The Well-Being Framework: Three Questions with Tim Bicknell, AIA, LEED AP BD+C
Tim Bicknell is a panel presenter on “The Science of Circadian Lighting” at the inaugural WELL 2014 conference on October 20, 2014 in New Orleans. WELL 2014 is the first annual symposium hosted by the International WELL Building Institute to support and educate design, construction and real estate professionals on the wellness movement.
What is The Well-Being Framework?
The Well-Being Framework is an evidence-based framework used to evaluate and design healthier built environments. Using a holistic and integrated approach, the framework looks at nine design elements that affect human health and well being.
The nine elements of the Well-Being Framework are: light, access to nature, integrated activity, nature-inspired design elements, intentional community, interaction with animals, sound levels, engaging art, and clean air.
What do you see as the major advantage to implementing the framework?
Wellness, and how to integrate it into our daily lives, is an increasing area of interest and concern for our society. One reaction to wellness is the growing movement of natural health, which includes such lifestyle choices as organic foods, yoga, and green living. However, even with a growing awareness of wellness, we are still increasingly spending more time inside. It is important to recognize the health impacts of this shift and to develop strategies that can mitigate the effects of spending the majority of each day indoors.
The built environment affects all aspects of wellness, in some manner, and our framework is a tool to be used to shape a healthy built environment. By using evidence-based research and by holistically implementing the framework, we design environments that foster happier, healthier and more productive occupants.
What is an example of how a client has benefited from the framework?

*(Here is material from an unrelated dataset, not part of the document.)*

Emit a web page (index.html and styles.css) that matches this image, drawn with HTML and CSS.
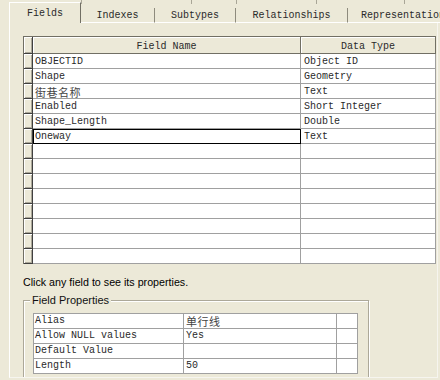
FILE: index.html
```html
<!DOCTYPE html>
<html lang="zh">

<head>
    <meta charset="UTF-8">
    <title>Field Properties</title>
    <link rel="stylesheet" href="styles.css">
</head>

<body>
    <div class="ticks">
        <span style="width: 82px"></span>
        <span style="width: 110px"></span>
        <span style="width: 45px"></span>
        <span style="width: 80px"></span>
        <span style="width: 88px"></span>
    </div>

    <div class="tabs">
        <div class="tab active">Fields</div>
        <div class="tab tab-indexes">Indexes</div>
        <div class="tab tab-subtypes">Subtypes</div>
        <div class="tab tab-relations">Relationships</div>
        <div class="tab tab-repr">Representations</div>
    </div>

    <div class="page">
        <div class="grid">
            <div class="grid-row head">
                <div class="rh"></div>
                <div class="cell name">Field Name</div>
                <div class="cell type">Data Type</div>
            </div>
            <div class="grid-row">
                <div class="rh"></div>
                <div class="cell name">OBJECTID</div>
                <div class="cell type">Object ID</div>
            </div>
            <div class="grid-row">
                <div class="rh"></div>
                <div class="cell name">Shape</div>
                <div class="cell type">Geometry</div>
            </div>
            <div class="grid-row">
                <div class="rh"></div>
                <div class="cell name"><span class="cjk">街巷名称</span></div>
                <div class="cell type">Text</div>
            </div>
            <div class="grid-row">
                <div class="rh"></div>
                <div class="cell name">Enabled</div>
                <div class="cell type">Short Integer</div>
            </div>
            <div class="grid-row">
                <div class="rh"></div>
                <div class="cell name">Shape_Length</div>
                <div class="cell type">Double</div>
            </div>
            <div class="grid-row">
                <div class="rh"></div>
                <div class="cell name focused">Oneway</div>
                <div class="cell type">Text</div>
            </div>
            <div class="grid-row"><div class="rh"></div><div class="cell name"></div><div class="cell type"></div></div>
            <div class="grid-row"><div class="rh"></div><div class="cell name"></div><div class="cell type"></div></div>
            <div class="grid-row"><div class="rh"></div><div class="cell name"></div><div class="cell type"></div></div>
            <div class="grid-row"><div class="rh"></div><div class="cell name"></div><div class="cell type"></div></div>
            <div class="grid-row"><div class="rh"></div><div class="cell name"></div><div class="cell type"></div></div>
            <div class="grid-row"><div class="rh"></div><div class="cell name"></div><div class="cell type"></div></div>
            <div class="grid-row"><div class="rh"></div><div class="cell name"></div><div class="cell type"></div></div>
            <div class="grid-row"><div class="rh"></div><div class="cell name"></div><div class="cell type"></div></div>
        </div>

        <p class="hint">Click any field to see its properties.</p>

        <fieldset class="group">
            <legend>Field Properties</legend>
            <div class="props">
                <div class="prop-row">
                    <div class="pcell key">Alias</div>
                    <div class="pcell val"><span class="cjk">单行线</span></div>
                    <div class="pcell extra"></div>
                </div>
                <div class="prop-row">
                    <div class="pcell key">Allow NULL values</div>
                    <div class="pcell val">Yes</div>
                    <div class="pcell extra"></div>
                </div>
                <div class="prop-row">
                    <div class="pcell key">Default Value</div>
                    <div class="pcell val"></div>
                    <div class="pcell extra"></div>
                </div>
                <div class="prop-row">
                    <div class="pcell key">Length</div>
                    <div class="pcell val">50</div>
                    <div class="pcell extra"></div>
                </div>
            </div>
        </fieldset>
    </div>
</body>

</html>
```

FILE: styles.css
```css
body {
    margin: 0;
    width: 440px;
    height: 380px;
    overflow: hidden;
    background-color: #ece9d8;
    font-family: "Liberation Mono", monospace;
    font-size: 10px;
    color: #2a2a2a;
}

/* second tab row, cut off at the top */
.ticks {
    display: flex;
    height: 4px;
}

.ticks span {
    flex: none;
    box-sizing: border-box;
    border-right: 1px solid #a9a697;
}

.tabs {
    display: flex;
    align-items: flex-end;
    height: 19px;
    padding-left: 9px;
    white-space: nowrap;
}

.tab {
    flex: none;
    box-sizing: border-box;
    height: 15px;
    padding-top: 1px;
    line-height: 14px;
    text-align: center;
    border-right: 1px solid #8e8b7d;
    border-bottom: 1px solid #fff;
    overflow: hidden;
}

.tab.active {
    width: 72px;
    height: 21px;
    padding-top: 0;
    line-height: 21px;
    border-left: 1px solid #fff;
    border-top: 1px solid #fff;
    border-right: 1px solid #716f64;
    border-bottom: none;
}

.tab-indexes {
    width: 74px;
}

.tab-subtypes {
    width: 81px;
}

.tab-relations {
    width: 112px;
}

.tab-repr {
    width: 117px;
}

.page {
    box-sizing: border-box;
    margin-left: 9px;
    width: 429px;
    height: 355px;
    padding: 13px 0 0 13px;
    border-left: 1px solid #fff;
    border-right: 1px solid #f6f5ef;
    border-bottom: 1px solid #f6f5ef;
    overflow: hidden;
}

.grid {
    width: 413px;
    border-top: 1px solid #716f64;
    border-left: 1px solid #716f64;
    box-sizing: border-box;
}

.grid-row {
    display: flex;
    height: 15px;
}

.grid-row.head {
    height: 17px;
}

.rh {
    flex: none;
    box-sizing: border-box;
    width: 9px;
    background-color: #ece9d8;
    border-right: 1px solid #404040;
    border-bottom: 1px solid #404040;
    box-shadow: inset 1px 1px #fff, inset -1px -1px #aca899;
}

.cell {
    flex: none;
    box-sizing: border-box;
    background-color: #fff;
    border-right: 1px solid #a0a0a0;
    border-bottom: 1px solid #a0a0a0;
    padding-top: 1px;
    line-height: 14px;
    overflow: hidden;
    white-space: nowrap;
}

.cell.name {
    width: 268px;
    padding-left: 2px;
}

.cell.type {
    width: 135px;
    padding-left: 3px;
}

.head .cell {
    background-color: #ece9d8;
    border-right: 1px solid #716f64;
    border-bottom: 1px solid #716f64;
    box-shadow: inset 1px 1px #fff;
    text-align: center;
    padding: 2px 0 0;
    line-height: 16px;
}

.cell.focused {
    outline: 1px solid #000;
    outline-offset: -1px;
}

.cjk {
    display: inline-block;
    height: 14px;
    vertical-align: top;
    font-family: "Noto Sans CJK SC", sans-serif;
    font-size: 11px;
    line-height: 14px;
    letter-spacing: 0.5px;
    color: #444;
}

.hint {
    margin: 12px 0 0;
    font-family: "Liberation Sans", Arial, sans-serif;
    font-size: 10.7px;
    line-height: 13px;
    color: #000;
}

.group {
    box-sizing: border-box;
    width: 346px;
    margin: 5px 0 0;
    padding: 6px 10px 8px 9px;
    border: 1px solid #aca899;
    box-shadow: inset 1px 1px #fff, 1px 1px #fff;
}

.group legend {
    margin-left: -3px;
    padding: 0 2px;
    background-color: #ece9d8;
    font-family: "Liberation Sans", Arial, sans-serif;
    font-size: 11px;
    line-height: 13px;
    color: #111;
}

.props {
    width: 325px;
    box-sizing: border-box;
    border-top: 1px solid #a0a0a0;
    border-left: 1px solid #a0a0a0;
}

.prop-row {
    display: flex;
    height: 15px;
}

.pcell {
    flex: none;
    box-sizing: border-box;
    background-color: #fff;
    border-right: 1px solid #a0a0a0;
    border-bottom: 1px solid #a0a0a0;
    line-height: 14px;
    overflow: hidden;
    white-space: nowrap;
}

.pcell.key {
    width: 150px;
    padding-left: 1px;
}

.pcell.val {
    width: 153px;
    padding-left: 2px;
}

.pcell.extra {
    width: 21px;
}
```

The framework was recently used to evaluate a senior living facility in Minnesota. Our team conducted a thorough analysis of the existing facility. Then we analyzed the building using the nine elements of the Well-Being Framework as a guide. Based on the analysis, we outlined cost effective opportunities for improvement. These included a need for higher and more consistent light levels in corridors, blackout shades in bedrooms to support sleep quality, more organic and loose furniture arrangements, and skylights in spaces with no windows. Ultimately, research suggests that by making these types of improvements to the environment, the residents will experience significant positive impacts to their health and well-being.